==== Data lines ====

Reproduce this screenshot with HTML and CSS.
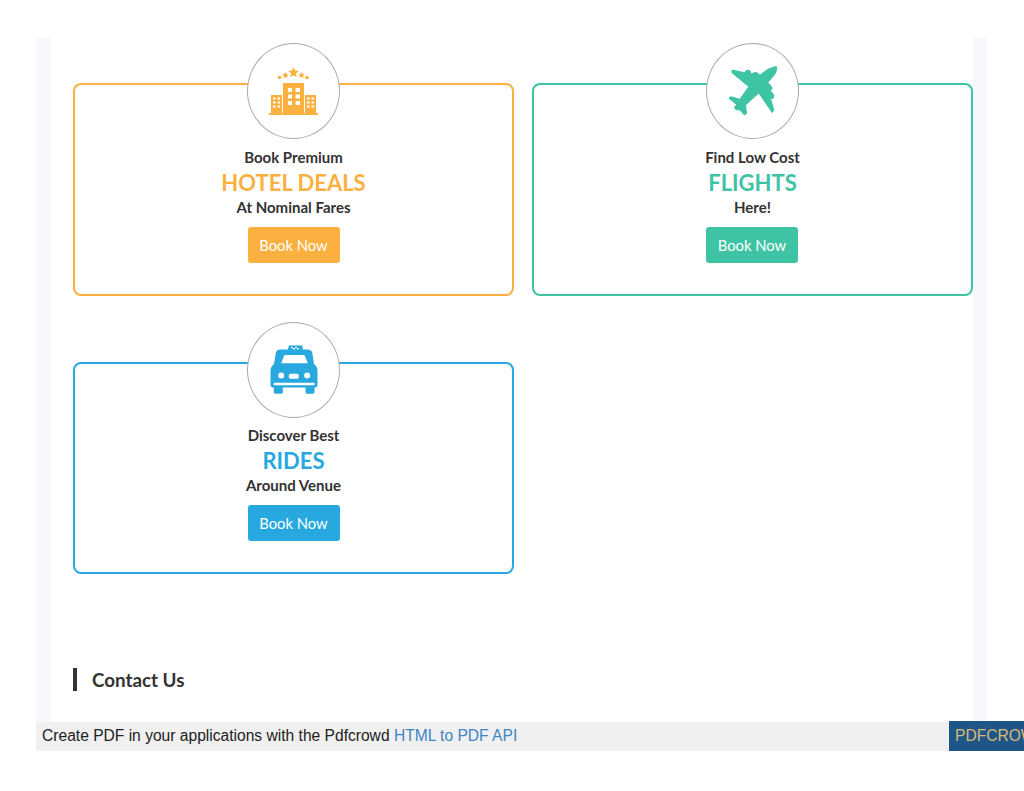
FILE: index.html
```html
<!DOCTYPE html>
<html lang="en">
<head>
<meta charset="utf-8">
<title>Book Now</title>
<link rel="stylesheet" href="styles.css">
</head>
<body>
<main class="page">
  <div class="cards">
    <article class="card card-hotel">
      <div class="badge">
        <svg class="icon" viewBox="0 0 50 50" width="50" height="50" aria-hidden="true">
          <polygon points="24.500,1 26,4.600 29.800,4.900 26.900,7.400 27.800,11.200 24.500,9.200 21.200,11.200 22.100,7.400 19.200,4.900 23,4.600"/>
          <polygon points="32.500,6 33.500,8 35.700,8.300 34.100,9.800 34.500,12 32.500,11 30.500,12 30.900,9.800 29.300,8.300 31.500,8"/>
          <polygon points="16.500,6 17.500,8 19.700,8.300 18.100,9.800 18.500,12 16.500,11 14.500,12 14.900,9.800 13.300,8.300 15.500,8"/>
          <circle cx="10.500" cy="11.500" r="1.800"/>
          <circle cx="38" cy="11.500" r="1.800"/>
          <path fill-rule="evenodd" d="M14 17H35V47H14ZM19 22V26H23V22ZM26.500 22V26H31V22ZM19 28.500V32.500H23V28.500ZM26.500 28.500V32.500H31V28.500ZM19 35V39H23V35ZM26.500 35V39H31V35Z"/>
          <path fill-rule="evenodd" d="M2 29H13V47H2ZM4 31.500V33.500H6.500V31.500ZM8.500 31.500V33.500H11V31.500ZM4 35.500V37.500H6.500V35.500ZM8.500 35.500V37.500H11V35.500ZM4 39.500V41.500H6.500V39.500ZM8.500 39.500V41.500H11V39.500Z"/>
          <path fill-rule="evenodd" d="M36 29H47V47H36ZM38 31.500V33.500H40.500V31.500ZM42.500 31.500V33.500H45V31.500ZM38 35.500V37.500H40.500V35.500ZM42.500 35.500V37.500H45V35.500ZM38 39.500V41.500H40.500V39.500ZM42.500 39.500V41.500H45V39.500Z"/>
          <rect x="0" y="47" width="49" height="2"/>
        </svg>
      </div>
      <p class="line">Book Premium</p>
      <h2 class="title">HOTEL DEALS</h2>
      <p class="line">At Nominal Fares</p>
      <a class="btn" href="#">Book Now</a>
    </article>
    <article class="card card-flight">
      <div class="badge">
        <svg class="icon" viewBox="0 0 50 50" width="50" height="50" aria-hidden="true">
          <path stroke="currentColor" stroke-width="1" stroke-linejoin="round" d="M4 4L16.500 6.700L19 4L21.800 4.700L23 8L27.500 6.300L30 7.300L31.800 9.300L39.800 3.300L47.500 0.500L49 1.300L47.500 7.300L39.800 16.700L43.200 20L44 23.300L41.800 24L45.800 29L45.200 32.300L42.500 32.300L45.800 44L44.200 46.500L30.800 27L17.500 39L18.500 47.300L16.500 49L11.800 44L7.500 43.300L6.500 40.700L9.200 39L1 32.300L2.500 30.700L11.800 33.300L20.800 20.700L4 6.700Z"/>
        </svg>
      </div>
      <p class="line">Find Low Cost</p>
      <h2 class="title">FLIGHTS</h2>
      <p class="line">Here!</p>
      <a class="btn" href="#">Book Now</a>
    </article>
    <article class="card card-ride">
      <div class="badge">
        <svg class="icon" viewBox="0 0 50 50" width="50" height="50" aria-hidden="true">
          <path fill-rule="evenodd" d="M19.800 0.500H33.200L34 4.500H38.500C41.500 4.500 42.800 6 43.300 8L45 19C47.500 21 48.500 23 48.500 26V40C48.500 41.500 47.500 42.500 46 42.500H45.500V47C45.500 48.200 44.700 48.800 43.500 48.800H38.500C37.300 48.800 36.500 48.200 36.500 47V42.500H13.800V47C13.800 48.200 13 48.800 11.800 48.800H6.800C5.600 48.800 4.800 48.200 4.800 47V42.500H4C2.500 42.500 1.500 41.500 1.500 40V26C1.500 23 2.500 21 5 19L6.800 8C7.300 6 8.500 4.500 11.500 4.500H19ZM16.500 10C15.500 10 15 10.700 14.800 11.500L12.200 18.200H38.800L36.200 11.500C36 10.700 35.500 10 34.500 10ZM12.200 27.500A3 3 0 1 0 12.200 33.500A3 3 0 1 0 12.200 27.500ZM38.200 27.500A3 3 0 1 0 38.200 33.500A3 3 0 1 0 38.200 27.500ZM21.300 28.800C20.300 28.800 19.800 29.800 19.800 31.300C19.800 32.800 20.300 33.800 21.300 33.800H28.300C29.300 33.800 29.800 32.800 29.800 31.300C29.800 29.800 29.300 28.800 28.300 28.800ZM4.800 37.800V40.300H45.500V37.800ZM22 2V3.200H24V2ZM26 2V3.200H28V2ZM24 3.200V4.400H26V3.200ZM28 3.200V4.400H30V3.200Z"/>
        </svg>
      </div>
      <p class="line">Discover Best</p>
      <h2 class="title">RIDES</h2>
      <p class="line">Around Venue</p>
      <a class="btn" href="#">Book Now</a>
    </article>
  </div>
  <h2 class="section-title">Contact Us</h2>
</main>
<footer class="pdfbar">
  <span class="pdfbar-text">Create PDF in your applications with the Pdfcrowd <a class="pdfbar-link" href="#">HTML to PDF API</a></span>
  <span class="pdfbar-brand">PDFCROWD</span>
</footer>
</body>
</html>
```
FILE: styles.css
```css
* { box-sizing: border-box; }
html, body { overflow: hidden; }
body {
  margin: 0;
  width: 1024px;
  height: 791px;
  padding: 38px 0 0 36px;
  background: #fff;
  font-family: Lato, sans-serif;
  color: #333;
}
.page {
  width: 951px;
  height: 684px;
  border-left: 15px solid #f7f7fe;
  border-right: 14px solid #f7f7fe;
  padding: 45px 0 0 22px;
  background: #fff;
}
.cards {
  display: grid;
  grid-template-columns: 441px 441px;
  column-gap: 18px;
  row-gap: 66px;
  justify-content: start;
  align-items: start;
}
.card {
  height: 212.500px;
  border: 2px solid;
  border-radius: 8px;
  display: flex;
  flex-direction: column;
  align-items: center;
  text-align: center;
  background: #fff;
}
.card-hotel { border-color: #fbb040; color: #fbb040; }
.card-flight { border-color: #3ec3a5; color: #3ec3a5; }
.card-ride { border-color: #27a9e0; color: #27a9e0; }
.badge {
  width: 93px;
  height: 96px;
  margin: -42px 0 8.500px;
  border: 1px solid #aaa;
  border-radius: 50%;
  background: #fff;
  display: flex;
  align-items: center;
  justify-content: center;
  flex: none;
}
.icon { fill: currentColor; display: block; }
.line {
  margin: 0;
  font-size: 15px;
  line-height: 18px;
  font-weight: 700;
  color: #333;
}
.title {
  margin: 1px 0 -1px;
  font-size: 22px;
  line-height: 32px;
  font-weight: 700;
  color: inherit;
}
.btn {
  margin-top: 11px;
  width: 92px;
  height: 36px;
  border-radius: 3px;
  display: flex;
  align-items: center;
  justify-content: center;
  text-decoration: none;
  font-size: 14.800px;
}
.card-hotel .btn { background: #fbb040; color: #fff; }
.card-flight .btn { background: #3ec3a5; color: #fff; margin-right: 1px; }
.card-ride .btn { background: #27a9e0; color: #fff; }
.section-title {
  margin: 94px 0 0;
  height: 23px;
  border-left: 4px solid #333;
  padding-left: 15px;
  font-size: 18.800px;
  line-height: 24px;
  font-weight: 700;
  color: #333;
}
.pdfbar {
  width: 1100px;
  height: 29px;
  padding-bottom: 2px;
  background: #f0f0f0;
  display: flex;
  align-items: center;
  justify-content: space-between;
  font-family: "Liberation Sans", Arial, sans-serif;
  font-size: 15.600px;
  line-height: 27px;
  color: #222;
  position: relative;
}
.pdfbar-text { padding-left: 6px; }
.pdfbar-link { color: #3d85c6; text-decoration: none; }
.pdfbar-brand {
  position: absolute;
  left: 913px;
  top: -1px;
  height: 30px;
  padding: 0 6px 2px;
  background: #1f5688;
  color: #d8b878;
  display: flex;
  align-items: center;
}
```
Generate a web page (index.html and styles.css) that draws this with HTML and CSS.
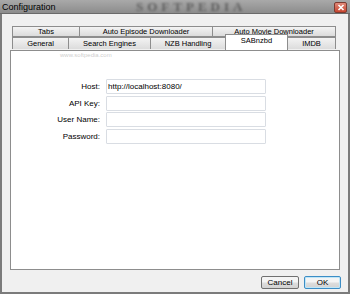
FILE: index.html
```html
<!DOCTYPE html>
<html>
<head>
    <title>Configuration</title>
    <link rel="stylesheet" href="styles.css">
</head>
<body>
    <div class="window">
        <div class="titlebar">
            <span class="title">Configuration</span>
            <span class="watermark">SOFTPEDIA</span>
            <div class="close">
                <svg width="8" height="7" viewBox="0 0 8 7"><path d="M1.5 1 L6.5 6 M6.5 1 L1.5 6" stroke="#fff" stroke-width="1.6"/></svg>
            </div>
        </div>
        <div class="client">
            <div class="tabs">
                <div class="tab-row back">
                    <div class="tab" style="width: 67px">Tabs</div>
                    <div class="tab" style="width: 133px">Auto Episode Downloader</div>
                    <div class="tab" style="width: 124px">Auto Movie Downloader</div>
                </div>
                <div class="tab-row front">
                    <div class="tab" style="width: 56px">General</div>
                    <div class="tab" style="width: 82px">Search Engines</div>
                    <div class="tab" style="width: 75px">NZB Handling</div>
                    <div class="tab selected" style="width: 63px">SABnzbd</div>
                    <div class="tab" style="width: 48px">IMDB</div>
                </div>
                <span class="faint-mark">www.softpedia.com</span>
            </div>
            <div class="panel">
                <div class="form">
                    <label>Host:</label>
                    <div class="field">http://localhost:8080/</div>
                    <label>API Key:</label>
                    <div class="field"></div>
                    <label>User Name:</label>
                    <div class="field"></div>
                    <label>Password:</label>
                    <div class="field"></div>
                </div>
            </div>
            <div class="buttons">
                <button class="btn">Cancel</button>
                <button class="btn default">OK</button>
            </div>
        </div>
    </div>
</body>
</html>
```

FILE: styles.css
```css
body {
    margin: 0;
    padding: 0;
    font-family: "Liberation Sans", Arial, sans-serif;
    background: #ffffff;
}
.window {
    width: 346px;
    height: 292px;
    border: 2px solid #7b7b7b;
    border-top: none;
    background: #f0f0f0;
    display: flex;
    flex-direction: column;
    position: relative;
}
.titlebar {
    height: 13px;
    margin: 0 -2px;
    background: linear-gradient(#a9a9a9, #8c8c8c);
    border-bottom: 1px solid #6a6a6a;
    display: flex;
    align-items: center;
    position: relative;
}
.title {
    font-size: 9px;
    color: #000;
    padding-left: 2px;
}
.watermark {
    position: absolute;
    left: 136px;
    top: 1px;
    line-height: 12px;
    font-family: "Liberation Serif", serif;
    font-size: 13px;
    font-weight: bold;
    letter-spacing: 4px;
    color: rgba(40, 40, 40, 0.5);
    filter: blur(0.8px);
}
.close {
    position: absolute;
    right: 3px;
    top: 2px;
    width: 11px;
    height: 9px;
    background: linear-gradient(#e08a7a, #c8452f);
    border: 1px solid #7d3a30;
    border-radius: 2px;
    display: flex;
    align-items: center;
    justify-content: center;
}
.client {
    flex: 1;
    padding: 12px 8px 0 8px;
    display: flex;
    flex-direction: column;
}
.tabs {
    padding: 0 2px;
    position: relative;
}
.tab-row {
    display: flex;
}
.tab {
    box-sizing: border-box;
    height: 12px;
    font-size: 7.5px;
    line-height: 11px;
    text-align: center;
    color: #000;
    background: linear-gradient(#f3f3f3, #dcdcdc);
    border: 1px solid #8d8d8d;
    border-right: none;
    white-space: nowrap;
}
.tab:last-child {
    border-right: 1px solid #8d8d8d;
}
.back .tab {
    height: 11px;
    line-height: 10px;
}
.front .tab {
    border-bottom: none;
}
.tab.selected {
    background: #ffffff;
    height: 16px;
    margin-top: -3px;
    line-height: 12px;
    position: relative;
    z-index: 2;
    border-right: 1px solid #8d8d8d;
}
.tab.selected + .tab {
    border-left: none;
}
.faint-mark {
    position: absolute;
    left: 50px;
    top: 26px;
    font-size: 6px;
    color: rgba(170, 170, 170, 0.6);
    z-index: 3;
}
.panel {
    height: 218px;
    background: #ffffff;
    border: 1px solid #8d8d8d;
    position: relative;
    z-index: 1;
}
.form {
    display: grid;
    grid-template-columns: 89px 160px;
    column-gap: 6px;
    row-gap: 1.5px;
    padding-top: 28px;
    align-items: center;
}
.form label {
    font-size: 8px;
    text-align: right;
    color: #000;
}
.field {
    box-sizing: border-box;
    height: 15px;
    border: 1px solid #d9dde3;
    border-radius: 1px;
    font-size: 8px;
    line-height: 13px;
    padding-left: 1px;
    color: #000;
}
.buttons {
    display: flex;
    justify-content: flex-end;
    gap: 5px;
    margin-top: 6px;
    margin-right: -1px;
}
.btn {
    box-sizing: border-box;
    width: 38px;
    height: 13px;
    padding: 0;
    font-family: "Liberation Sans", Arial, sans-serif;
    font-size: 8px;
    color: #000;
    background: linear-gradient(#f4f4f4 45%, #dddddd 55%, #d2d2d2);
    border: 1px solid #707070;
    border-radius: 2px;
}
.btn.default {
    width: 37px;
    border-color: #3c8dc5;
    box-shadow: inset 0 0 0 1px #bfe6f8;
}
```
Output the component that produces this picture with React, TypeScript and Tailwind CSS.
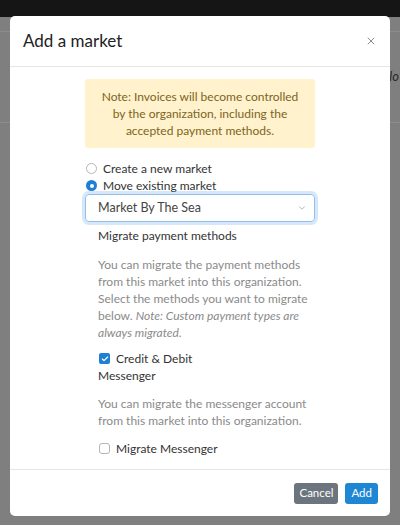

====

> What you have to do
Which lines in the listing above hold the word "that"? Show each of them.

> Answer for the task
Generate a web page (index.html and styles.css) that draws this with HTML and CSS.
Output the component that produces this picture with React, TypeScript and Tailwind CSS.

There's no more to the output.